While this is an unfunded diy effort. I'm designing it with commercial production in mind. My intent is to build a fully functional, near production ready prototype with the goal of interesting a manufacturer. Short of that I hope at least to have a nice TT for a very low price.

Keep it simple and retro are important design guidelines. Out of the box I want it to run from a remote 24VAC transformer and employ little or no electronics. It may have coil resistors and balancing trimmers. Starting torque may be an issue so It could have a timer and a relay to short out the resistors during startup. I'm kicking around ideas for a mechanical timer.

Then there are the upgrades. First of which would be electronic speed control. In keeping with the retro theme it should have an analog oscillator with a low level phase shifter driving chipamps. Speed would be set using TD124 style under side strobe markings illuminated by a quartz driven strobe light. The only controller knob would be for pitch control.

There's a lot on this site to explore, and elsewhere. Good luck! I can assure you that it's worth the trouble.

Thank you.

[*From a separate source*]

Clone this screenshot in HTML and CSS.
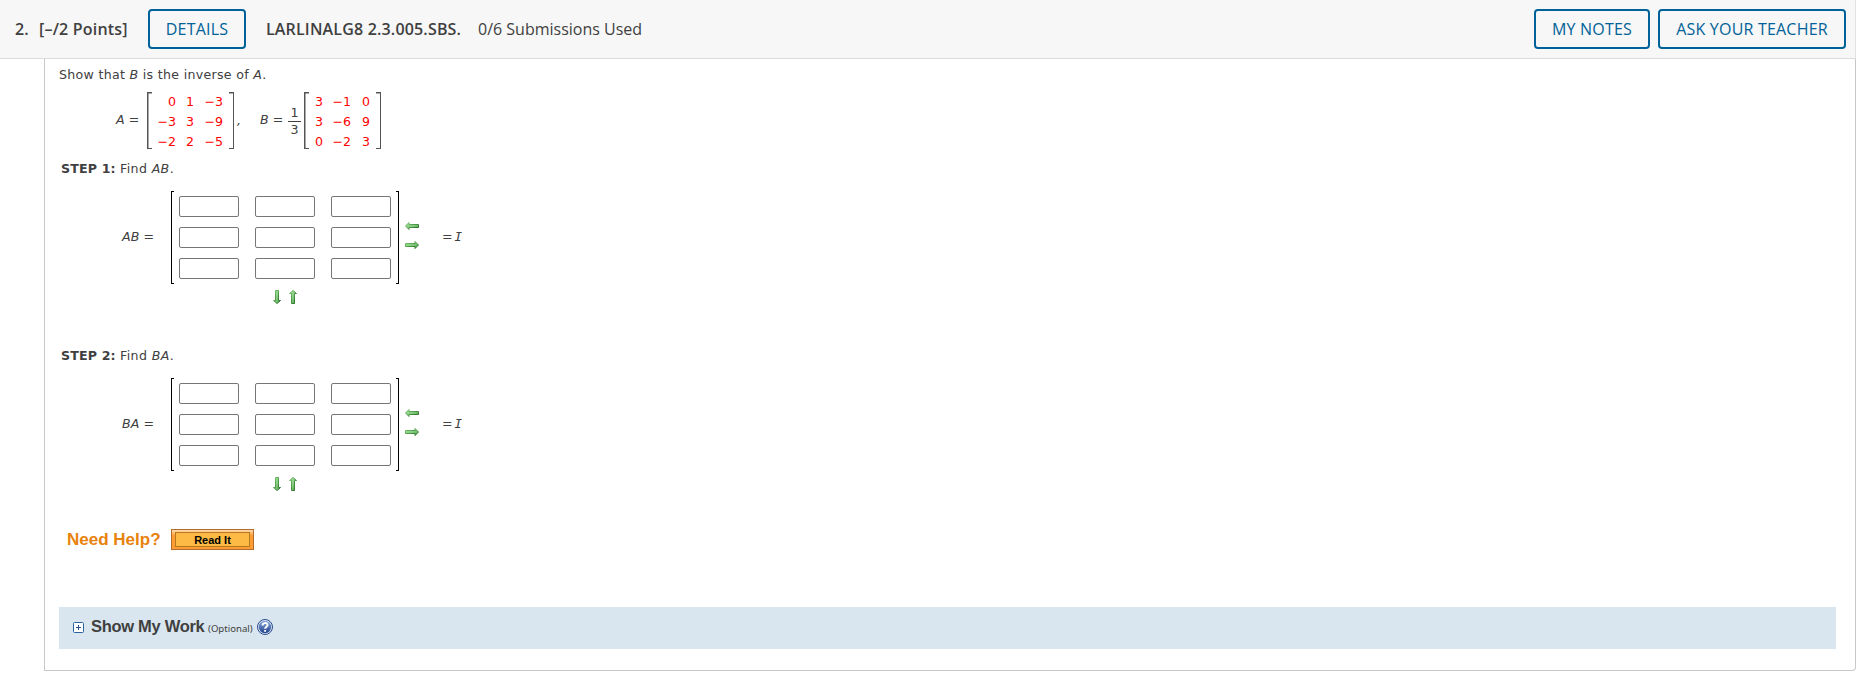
FILE: index.html
```
<!DOCTYPE html>
<html lang="en">
<head>
    <meta charset="UTF-8">
    <meta name="viewport" content="width=device-width, initial-scale=1.0">
    <title>Question 2</title>
    <link rel="stylesheet" href="styles.css">
</head>
<body>
  <!-- gradients shared by the matrix size arrows and the help icon -->
  <svg class="defs" width="0" height="0">
    <defs>
      <linearGradient id="green" x1="0" y1="0" x2="1" y2="1">
        <stop offset="0" stop-color="#a5e29b"/>
        <stop offset="0.5" stop-color="#86cc80"/>
        <stop offset="1" stop-color="#4a984a"/>
      </linearGradient>
      <linearGradient id="edge" x1="0" y1="0" x2="1" y2="1">
        <stop offset="0" stop-color="#7fca77"/>
        <stop offset="1" stop-color="#1c661c"/>
      </linearGradient>
      <linearGradient id="blue" x1="0" y1="0" x2="0" y2="1">
        <stop offset="0" stop-color="#8aa9dc"/>
        <stop offset="1" stop-color="#1f428c"/>
      </linearGradient>
      <symbol id="arrow-left" viewBox="0 0 14 8">
        <path d="M0.5 4 L4 0.5 V2.5 H13.5 V5.5 H4 V7.5 Z" fill="url(#green)" stroke="url(#edge)"/>
      </symbol>
      <symbol id="arrow-right" viewBox="0 0 14 8">
        <path d="M13.5 4 L10 0.5 V2.5 H0.5 V5.5 H10 V7.5 Z" fill="url(#green)" stroke="url(#edge)"/>
      </symbol>
      <symbol id="arrow-down" viewBox="0 0 8 14">
        <path d="M4 13.5 L0.5 10.5 H2.5 V0.5 H5.5 V10.5 H7.5 Z" fill="url(#green)" stroke="url(#edge)"/>
      </symbol>
      <symbol id="arrow-up" viewBox="0 0 8 14">
        <path d="M4 0.5 L0.5 3.5 H2.5 V13.5 H5.5 V3.5 H7.5 Z" fill="url(#green)" stroke="url(#edge)"/>
      </symbol>
    </defs>
  </svg>

  <header>
    <span class="number">2.</span>
    <span class="points">[–/2 Points]</span>
    <button class="btn btn-details">DETAILS</button>
    <span class="code">LARLINALG8 2.3.005.SBS.</span>
    <span class="submissions">0/6 Submissions Used</span>
    <div class="header-right">
      <button class="btn btn-notes">MY NOTES</button>
      <button class="btn btn-ask">ASK YOUR TEACHER</button>
    </div>
  </header>

  <main>
    <p class="prompt">Show that <i>B</i> is the inverse of <i>A</i>.</p>

    <div class="given">
      <span class="name-a"><i>A</i> =</span>
      <div class="matrix matrix-a">
        <span>0</span><span>1</span><span>−3</span>
        <span>−3</span><span>3</span><span>−9</span>
        <span>−2</span><span>2</span><span>−5</span>
      </div>
      <span class="comma"><i>,</i></span>
      <span class="name-b"><i>B</i> =</span>
      <span class="fraction"><span>1</span><span>3</span></span>
      <div class="matrix matrix-b">
        <span>3</span><span>−1</span><span>0</span>
        <span>3</span><span>−6</span><span>9</span>
        <span>0</span><span>−2</span><span>3</span>
      </div>
    </div>

    <section class="step">
      <p class="step-title"><b>STEP 1:</b> <span>Find <i>AB</i>.</span></p>
      <div class="answer">
        <span class="answer-name"><i>AB</i> =</span>
        <div class="answer-matrix">
          <input type="text"><input type="text"><input type="text">
          <input type="text"><input type="text"><input type="text">
          <input type="text"><input type="text"><input type="text">
        </div>
        <div class="cols">
          <svg width="14" height="8"><use href="#arrow-left"/></svg>
          <svg width="14" height="8"><use href="#arrow-right"/></svg>
        </div>
        <span class="identity">= <i>I</i></span>
      </div>
      <div class="rows">
        <svg width="8" height="14"><use href="#arrow-down"/></svg>
        <svg width="8" height="14"><use href="#arrow-up"/></svg>
      </div>
    </section>

    <section class="step">
      <p class="step-title"><b>STEP 2:</b> <span>Find <i>BA</i>.</span></p>
      <div class="answer">
        <span class="answer-name"><i>BA</i> =</span>
        <div class="answer-matrix">
          <input type="text"><input type="text"><input type="text">
          <input type="text"><input type="text"><input type="text">
          <input type="text"><input type="text"><input type="text">
        </div>
        <div class="cols">
          <svg width="14" height="8"><use href="#arrow-left"/></svg>
          <svg width="14" height="8"><use href="#arrow-right"/></svg>
        </div>
        <span class="identity">= <i>I</i></span>
      </div>
      <div class="rows">
        <svg width="8" height="14"><use href="#arrow-down"/></svg>
        <svg width="8" height="14"><use href="#arrow-up"/></svg>
      </div>
    </section>

    <div class="help">
      <span class="help-title">Need Help?</span>
      <button class="read-it"><span>Read It</span></button>
    </div>

    <div class="work">
      <svg class="plus" width="11" height="11" viewBox="0 0 11 11">
        <rect x="0.5" y="0.5" width="10" height="10" rx="1" fill="#fff" stroke="#2a62a0"/>
        <path d="M3 5.5 H8 M5.5 3 V8" stroke="#2a5590"/>
      </svg>
      <span class="work-title">Show My Work</span>
      <span class="optional">(Optional)</span>
      <svg class="question" width="16" height="16" viewBox="0 0 16 16">
        <circle cx="8" cy="8" r="7.5" fill="#dfe8f5" stroke="#2b4b8f"/>
        <circle cx="8" cy="8" r="6.2" fill="url(#blue)"/>
        <path d="M5.6 6.4 C5.6 3.3 10.6 3.4 10.6 6.1 C10.6 7.8 8.1 7.7 8.1 9.8 M8.1 10.9 V12.7" fill="none" stroke="#fff" stroke-width="1.9"/>
      </svg>
    </div>
  </main>
</body>
</html>
```
FILE: styles.css
```
*{
  margin: 0;
  padding: 0;
  box-sizing: border-box;
}

body{
  background: #fff;
  color: #404040;
  font-family: Verdana, "DejaVu Sans", sans-serif;
  font-size: 12.6px;
  line-height: 16px;
}

.defs{
  display: block;
}

header{
  display: flex;
  align-items: center;
  width: 1856px;
  height: 59px;
  padding: 0 9px 1px 15px;
  background: #f7f7f7;
  border-bottom: 1px solid #dcdcdc;
  border-right: 1px solid #e2e2e2;
  font-family: "Open Sans", sans-serif;
  font-size: 16px;
  white-space: nowrap;
}

.number, .points, .code{
  font-weight: 600;
  letter-spacing: 0.2px;
}

.number{
  width: 24px;
}

.points{
  width: 109px;
}

.code{
  width: 211px;
  letter-spacing: 0.17px;
}

.submissions{
  padding-left: 1px;
}

.header-right{
  display: flex;
  column-gap: 8px;
  margin-left: auto;
}

.btn{
  height: 40px;
  border: 2px solid #006298;
  border-radius: 4px;
  background: #f7f7f7;
  color: #006298;
  font-family: "Open Sans", sans-serif;
  font-size: 16px;
  font-weight: 500;
  letter-spacing: 0.2px;
  text-align: center;
}

.btn-details{
  width: 98px;
  margin-right: 20px;
}

.btn-notes{
  width: 116px;
}

.btn-ask{
  width: 188px;
}

main{
  width: 1812px;
  height: 612px;
  margin-left: 44px;
  padding: 8px 19px 0 14px;
  border: 1px solid #c8c8c8;
  border-top: none;
  border-radius: 0 0 4px 0;
}

.prompt{
  letter-spacing: 0.3px;
}

.given{
  display: flex;
  align-items: center;
  height: 57px;
  margin-top: 9px;
  padding-left: 56px;
}

.name-a{
  width: 32px;
}

/* brackets are the side borders plus short ticks at the four corners */
.matrix, .answer-matrix{
  --line: #555;
  --tick: 5px;
  --weight: 2px;
  display: grid;
  background:
    linear-gradient(var(--line), var(--line)) 0 0 / var(--tick) var(--weight) no-repeat,
    linear-gradient(var(--line), var(--line)) 0 100% / var(--tick) var(--weight) no-repeat,
    linear-gradient(var(--line), var(--line)) 100% 0 / var(--tick) var(--weight) no-repeat,
    linear-gradient(var(--line), var(--line)) 100% 100% / var(--tick) var(--weight) no-repeat,
    linear-gradient(var(--line), var(--line)) 0 0 / var(--weight) 100% no-repeat,
    linear-gradient(var(--line), var(--line)) 100% 0 / var(--weight) 100% no-repeat;
}

.matrix{
  --weight: 1.5px;
  height: 57px;
  grid-template-rows: repeat(3, 20px);
  align-content: center;
  padding-top: 2px;
  line-height: 20px;
  color: #f00;
  text-align: right;
}

.matrix-a{
  width: 87px;
  grid-template-columns: 29px 18px 29px;
}

.matrix-b{
  width: 77px;
  grid-template-columns: 19px 28px 19px;
}

.comma{
  width: 25px;
  padding-left: 3px;
}

.name-a, .name-b{
  padding: 0 0 2px 1px;
}

.name-b{
  width: 29px;
}

.fraction{
  display: flex;
  flex-direction: column;
  width: 13px;
  margin-right: 3px;
  padding-top: 1px;
  text-align: center;
}

.fraction span:first-child{
  border-bottom: 1px solid #404040;
}

.step{
  height: 187px;
}

.step-title{
  padding: 12px 0 14px 2px;
  letter-spacing: 0.35px;
}

.step-title b{
  letter-spacing: 0.15px;
}

.answer{
  display: flex;
  align-items: center;
  height: 93px;
}

.answer-name{
  width: 112px;
  padding: 0 0 2px 63px;
  letter-spacing: 0.1px;
}

.answer-matrix{
  --line: #000;
  --tick: 3px;
  --weight: 1px;
  width: 228px;
  height: 93px;
  grid-template-columns: repeat(3, 60px);
  grid-template-rows: repeat(3, 21px);
  gap: 10px 16px;
  padding: 5px 8px;
}

.answer-matrix input{
  width: 60px;
  height: 21px;
  border: 1px solid #767676;
  border-radius: 2px;
  background: #fff;
}

.cols{
  display: flex;
  flex-direction: column;
  row-gap: 11px;
  width: 37px;
  margin-left: 6px;
  padding-bottom: 4px;
}

.identity{
  padding-bottom: 2px;
}

/* the identity matrix symbol is a capital I with serifs */
.identity i{
  margin-left: -2px;
  font-family: Verdana, "DejaVu Sans Mono", monospace;
}

.rows{
  display: flex;
  column-gap: 8px;
  padding: 6px 0 0 214px;
}

.help{
  display: flex;
  align-items: center;
  height: 21px;
  margin: 6px 0 57px;
  padding-left: 8px;
  font-family: "Liberation Sans", sans-serif;
  font-weight: bold;
}

.help-title{
  width: 104px;
  color: #e8820c;
  font-size: 17px;
}

.read-it{
  width: 83px;
  height: 21px;
  padding: 2px 3px;
  border: 1px solid #b06c2c;
  background: linear-gradient(#ffdcae, #ff9c34 30%, #ff9c34);
}

.read-it span{
  display: block;
  height: 15px;
  border: 1px solid #b87820;
  background: #fdbb45;
  color: #000;
  font: bold 11px/14px "Liberation Sans", sans-serif;
}

.work{
  display: flex;
  align-items: center;
  height: 42px;
  padding: 0 0 2px 14px;
  background: #d9e6ef;
  font-family: "Liberation Sans", sans-serif;
}

.work-title{
  width: 117px;
  margin-left: 7px;
  padding-bottom: 2px;
  font-size: 16.5px;
  font-weight: bold;
  letter-spacing: -0.3px;
  white-space: nowrap;
}

.optional{
  width: 49px;
  padding-top: 4px;
  font: 9.6px/12px "Noto Sans", sans-serif;
  white-space: nowrap;
}
```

You've given me much to consider, and yes, I have enjoyed myself and learned a lot from this forum.
 
Conservation of energy - energy is neither created nor destroyed.
Large mass, low amplitude = small mass, high amplitude.
The motor mounts would have the same vibration energy to absorb (convert to heat) or transmit to the plinth.
If you used a tub of sand as the mass, the vibrating sand particles would convert the vibration energy, by friction, to heat.